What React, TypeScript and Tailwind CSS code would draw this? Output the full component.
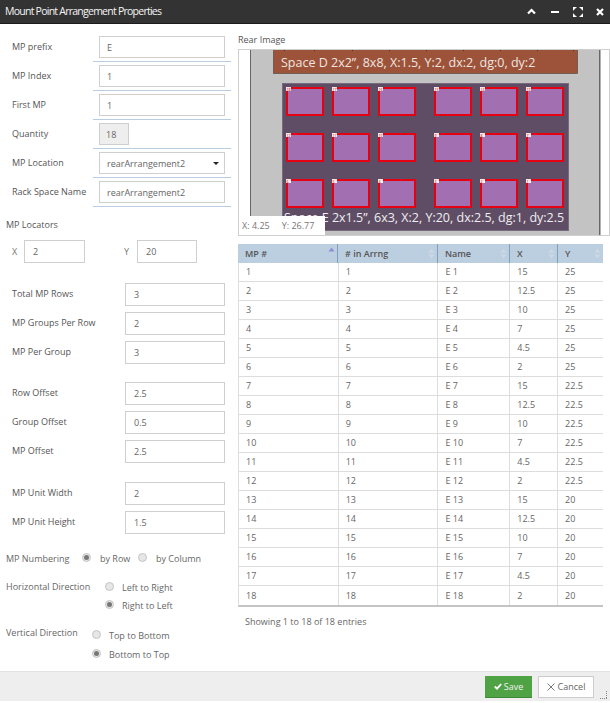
import React from "react";

function Field({ label, value, small, select }: { label: string; value: string; small?: boolean; select?: boolean }) {
  return (
    <div className="flex h-[26px] mb-[3px]">
      <div className="w-[93px] pl-[12px] h-[22px] flex items-center pb-[1px] whitespace-nowrap text-[#555]">{label}</div>
      <div className="w-[138px] pl-[6px] border-b border-[#b9cde0]">
        <div className={`h-[22px] border border-[#cfcfcf] flex items-center justify-between ${small ? "w-[30px] bg-[#eeeeee] pl-[6px]" : "w-[126px] pl-[7px] pr-[5px]"}`}>
          <span className="text-[#666]">{value}</span>
          {select && <span className="w-0 h-0 border-x-[3px] border-x-transparent border-t-[3px] border-t-[#222]" />}
        </div>
      </div>
    </div>
  );
}

function NumRow({ label, value }: { label: string; value: string }) {
  return (
    <div className="flex items-center h-[23px] justify-between">
      <span className="text-[#555] whitespace-nowrap pb-[2px]">{label}</span>
      <div className="w-[100px] h-[23px] border border-[#cfcfcf] flex items-center pl-[8px] text-[#666]">{value}</div>
    </div>
  );
}

function Radio({ on }: { on?: boolean }) {
  return (
    <span className="w-[9px] h-[9px] rounded-full border border-[#c4c4c4] bg-[#e6e6e6] flex items-center justify-center shrink-0">
      {on && <span className="w-[5px] h-[5px] rounded-full bg-[#777]" />}
    </span>
  );
}

const rows = [
  ["1", "1", "E 1", "15", "25"],
  ["2", "2", "E 2", "12.5", "25"],
  ["3", "3", "E 3", "10", "25"],
  ["4", "4", "E 4", "7", "25"],
  ["5", "5", "E 5", "4.5", "25"],
  ["6", "6", "E 6", "2", "25"],
  ["7", "7", "E 7", "15", "22.5"],
  ["8", "8", "E 8", "12.5", "22.5"],
  ["9", "9", "E 9", "10", "22.5"],
  ["10", "10", "E 10", "7", "22.5"],
  ["11", "11", "E 11", "4.5", "22.5"],
  ["12", "12", "E 12", "2", "22.5"],
  ["13", "13", "E 13", "15", "20"],
  ["14", "14", "E 14", "12.5", "20"],
  ["15", "15", "E 15", "10", "20"],
  ["16", "16", "E 16", "7", "20"],
  ["17", "17", "E 17", "4.5", "20"],
  ["18", "18", "E 18", "2", "20"],
];

const cols = ["w-[100px]", "w-[100px]", "w-[72px]", "w-[48px]", "w-[45px]"];
const heads = ["MP #", "# in Arrng", "Name", "X", "Y"];

function Rear() {
  const xs = [287, 333, 379, 435, 481, 527];
  const ys = [88, 134, 180];
  const names = [
    ["18", "17", "16", "15", "14", "13"],
    ["12", "11", "10", "9", "8", "7"],
    ["6", "5", "4", "3", "2", "1"],
  ];
  const ticks = [284, 314, 352, 389, 426, 463, 500, 537, 573];
  return (
    <svg width="370" height="185" viewBox="239 50 370 185" className="block" style={{ fontFamily: "'Open Sans', sans-serif" }}>
      <rect x="239" y="50" width="370" height="185" fill="#fff" />
      <rect x="250" y="50" width="350" height="185" fill="#c3c3c3" />
      <rect x="250" y="50" width="1" height="185" fill="#666" />
      <rect x="599" y="50" width="1.5" height="185" fill="#666" />
      <rect x="273.500" y="49" width="304" height="24.500" fill="#9c533a" stroke="#5b4a44" strokeWidth="0.700" />
      {ticks.map((t) => (
        <rect key={t} x={t} y="50" width="1" height="1" fill="#333" />
      ))}
      <text x="281" y="66.500" fontSize="12.500" fill="#f0e6e0">Space D 2x2”, 8x8, X:1.5, Y:2, dx:2, dg:0, dy:2</text>
      <rect x="282.500" y="83.500" width="286" height="147" fill="#5f4d66" stroke="#776a7c" strokeWidth="1" />
      {ys.map((y, r) =>
        xs.map((x, c) => (
          <g key={`${r}-${c}`}>
            <rect x={x} y={y} width="36" height="27" fill="#a26fb0" stroke="#e50012" strokeWidth="2" />
            <rect x={x - 1} y={y - 1} width="5" height="4" fill="#fff" opacity="0.9" />
            <text x={x - 0.5} y={y + 2.5} fontSize="3.500" fill="#c00">{names[r][c]}</text>
          </g>
        ))
      )}
      <text x="284" y="221.500" fontSize="12.500" fill="#eee">Space E 2x1.5”, 6x3, X:2, Y:20, dx:2.5, dg:1, dy:2.5</text>
    </svg>
  );
}

export default function App() {
  return (
    <div className="w-[610px] h-[703px] bg-white flex flex-col overflow-hidden text-[9px] leading-none font-['Open_Sans',sans-serif] relative">
      <div className="h-[24px] bg-[#333333] border-b border-[#1c1c1c] flex items-center justify-between pl-[5px] shrink-0">
        <span className="text-[#f4f4f4] text-[10.5px] font-normal tracking-[-0.75px]">Mount Point Arrangement Properties</span>
        <div className="flex items-center">
          <span className="w-[23px] flex justify-center">
            <svg width="9" height="7" viewBox="0 0 9 7"><path d="M1 5.500l3.500-3.500 3.500 3.500" fill="none" stroke="#fff" strokeWidth="2.200" /></svg>
          </span>
          <span className="w-[23px] flex justify-center">
            <svg width="8" height="8" viewBox="0 0 8 8"><rect y="3" width="8" height="2" fill="#fff" /></svg>
          </span>
          <span className="w-[23px] flex justify-center">
            <svg width="10" height="10" viewBox="0 0 10 10"><path d="M0 0h3.500L0 3.500zM10 0v3.500L6.500 0zM0 10v-3.500L3.500 10zM10 10H6.500L10 6.500z" fill="#fff" stroke="#fff" strokeWidth="0.600" /></svg>
          </span>
          <span className="w-[21px] flex justify-center">
            <svg width="8" height="8" viewBox="0 0 8 8"><path d="M1 1l6 6M7 1l-6 6" stroke="#fff" strokeWidth="2.200" /></svg>
          </span>
        </div>
      </div>

      <div className="flex-1 flex min-h-0">
        <div className="w-[238px] shrink-0 pt-[12px]">
          <Field label="MP prefix" value="E" />
          <Field label="MP Index" value="1" />
          <Field label="First MP" value="1" />
          <Field label="Quantity" value="18" small />
          <Field label="MP Location" value="rearArrangement2" select />
          <Field label="Rack Space Name" value="rearArrangement2" />

          <div className="pl-[6px] mt-[13px] text-[#555]">MP Locators</div>
          <div className="flex items-center mt-[11px] pl-[12px] text-[#777]">
            <span className="w-[12px]">X</span>
            <div className="w-[61px] h-[23px] border border-[#cfcfcf] flex items-center pl-[8px] text-[#666]">2</div>
            <span className="ml-[39px] w-[13px]">Y</span>
            <div className="w-[60px] h-[23px] border border-[#cfcfcf] flex items-center pl-[8px] text-[#666]">20</div>
          </div>

          <div className="pl-[12px] pr-[13px] mt-[20px] flex flex-col gap-[6px]">
            <NumRow label="Total MP Rows" value="3" />
            <NumRow label="MP Groups Per Row" value="2" />
            <NumRow label="MP Per Group" value="3" />
          </div>
          <div className="pl-[12px] pr-[13px] mt-[18px] flex flex-col gap-[6px]">
            <NumRow label="Row Offset" value="2.5" />
            <NumRow label="Group Offset" value="0.5" />
            <NumRow label="MP Offset" value="2.5" />
          </div>
          <div className="pl-[12px] pr-[13px] mt-[19px] flex flex-col gap-[6px]">
            <NumRow label="MP Unit Width" value="2" />
            <NumRow label="MP Unit Height" value="1.5" />
          </div>

          <div className="flex items-center pl-[6px] mt-[16px] text-[#666] h-[14px]">
            <span className="w-[76px] whitespace-nowrap pt-[2px]">MP Numbering</span>
            <Radio on />
            <span className="ml-[9px] w-[38px] pt-[2px]">by Row</span>
            <Radio />
            <span className="ml-[9px] pt-[2px]">by Column</span>
          </div>
          <div className="flex pl-[6px] mt-[17px] text-[#666]">
            <span className="w-[99px] whitespace-nowrap pt-[1px]">Horizontal Direction</span>
            <div className="flex flex-col gap-[7px]">
              <div className="flex items-center gap-[8px]"><Radio /><span className="pt-[2px]">Left to Right</span></div>
              <div className="flex items-center gap-[8px]"><Radio on /><span className="pt-[2px]">Right to Left</span></div>
            </div>
          </div>
          <div className="flex pl-[6px] mt-[19px] text-[#666]">
            <span className="w-[86px] whitespace-nowrap -mt-[1px]">Vertical Direction</span>
            <div className="flex flex-col gap-[8px]">
              <div className="flex items-center gap-[8px]"><Radio /><span className="pt-[2px]">Top to Bottom</span></div>
              <div className="flex items-center gap-[8px]"><Radio on /><span className="pt-[2px]">Bottom to Top</span></div>
            </div>
          </div>
        </div>

        <div className="flex-1 min-w-0 pt-[11px]">
          <div className="text-[#555] h-[14px]">Rear Image</div>
          <div className="relative border border-[#cfcfcf] h-[187px]">
            <Rear />
            <div className="absolute left-0 bottom-0 w-[86px] h-[19px] bg-white flex items-center pl-[3px] gap-[12px] text-[#777]">
              <span>X: 4.25</span>
              <span>Y: 26.77</span>
            </div>
          </div>

          <div className="mt-[8px] w-[365px]">
            <div className="flex bg-[#bccfe0] h-[19px] items-center font-semibold text-[#555]">
              {heads.map((h, i) => (
                <div key={h} className={`${cols[i]} h-full flex items-center justify-between pl-[7px] pr-[2px] ${i < 4 ? "border-r border-[#7f9fbf]" : ""}`}>
                  <span>{h}</span>
                  <svg width="7" height="11" viewBox="0 0 7 11" className={i === 0 ? "-mt-[3px]" : ""}>
                    <path d="M3.500 0.500L6.500 4.500H0.500z" fill={i === 0 ? "#8d8ed6" : "#ced8e3"} />
                    {i > 0 && <path d="M3.500 10.500L6.500 6.500H0.500z" fill="#ced8e3" />}
                  </svg>
                </div>
              ))}
            </div>
            <div className="border-b-2 border-[#c4c4c4] border-l border-l-[#dddddd]">
              {rows.map((r) => (
                <div key={r[0]} className="flex h-[19px] items-center border-b border-[#dddddd] last:border-b-0 text-[#666]">
                  {r.map((c, i) => (
                    <div key={i} className={`${cols[i]} h-full flex items-center pl-[7px] pb-[1px] ${i < 4 ? "border-r border-[#dddddd]" : ""}`}>{c}</div>
                  ))}
                </div>
              ))}
            </div>
            <div className="mt-[10px] pl-[7px] text-[#666]">Showing 1 to 18 of 18 entries</div>
          </div>
        </div>
      </div>

      <div className="h-[30px] bg-[#eeeeee] border-t border-[#e2e2e2] flex items-center justify-end gap-[6px] pr-[16px] shrink-0 mb-[2px]">
        <button className="w-[47px] h-[22px] bg-[#4fa345] border-b border-[#3f8a37] text-[#f2f2f2] flex items-center justify-center gap-[2px]">
          <svg width="8" height="7" viewBox="0 0 8 7"><path d="M0.800 3.500L3 5.700 7.200 1" fill="none" stroke="#fff" strokeWidth="1.800" /></svg>
          Save
        </button>
        <button className="w-[56px] h-[22px] bg-white border border-[#cccccc] text-[#666] flex items-center justify-center gap-[3px]">
          <svg width="8" height="8" viewBox="0 0 8 8"><path d="M0.500 0.500l7 7M7.500 0.500l-7 7" stroke="#555" strokeWidth="0.800" /></svg>
          Cancel
        </button>
      </div>
      <svg width="8" height="9" viewBox="0 0 8 9" className="absolute right-[2px] bottom-[3px]">
        <path d="M6.500 0v8M0 7.500h8" stroke="#888" strokeWidth="1" strokeDasharray="1 1" fill="none" />
      </svg>
    </div>
  );
}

=-=-=-=-=

Set problem: Give only a number: how many lines of the data hold the string "React"?

Solution for this problem: 2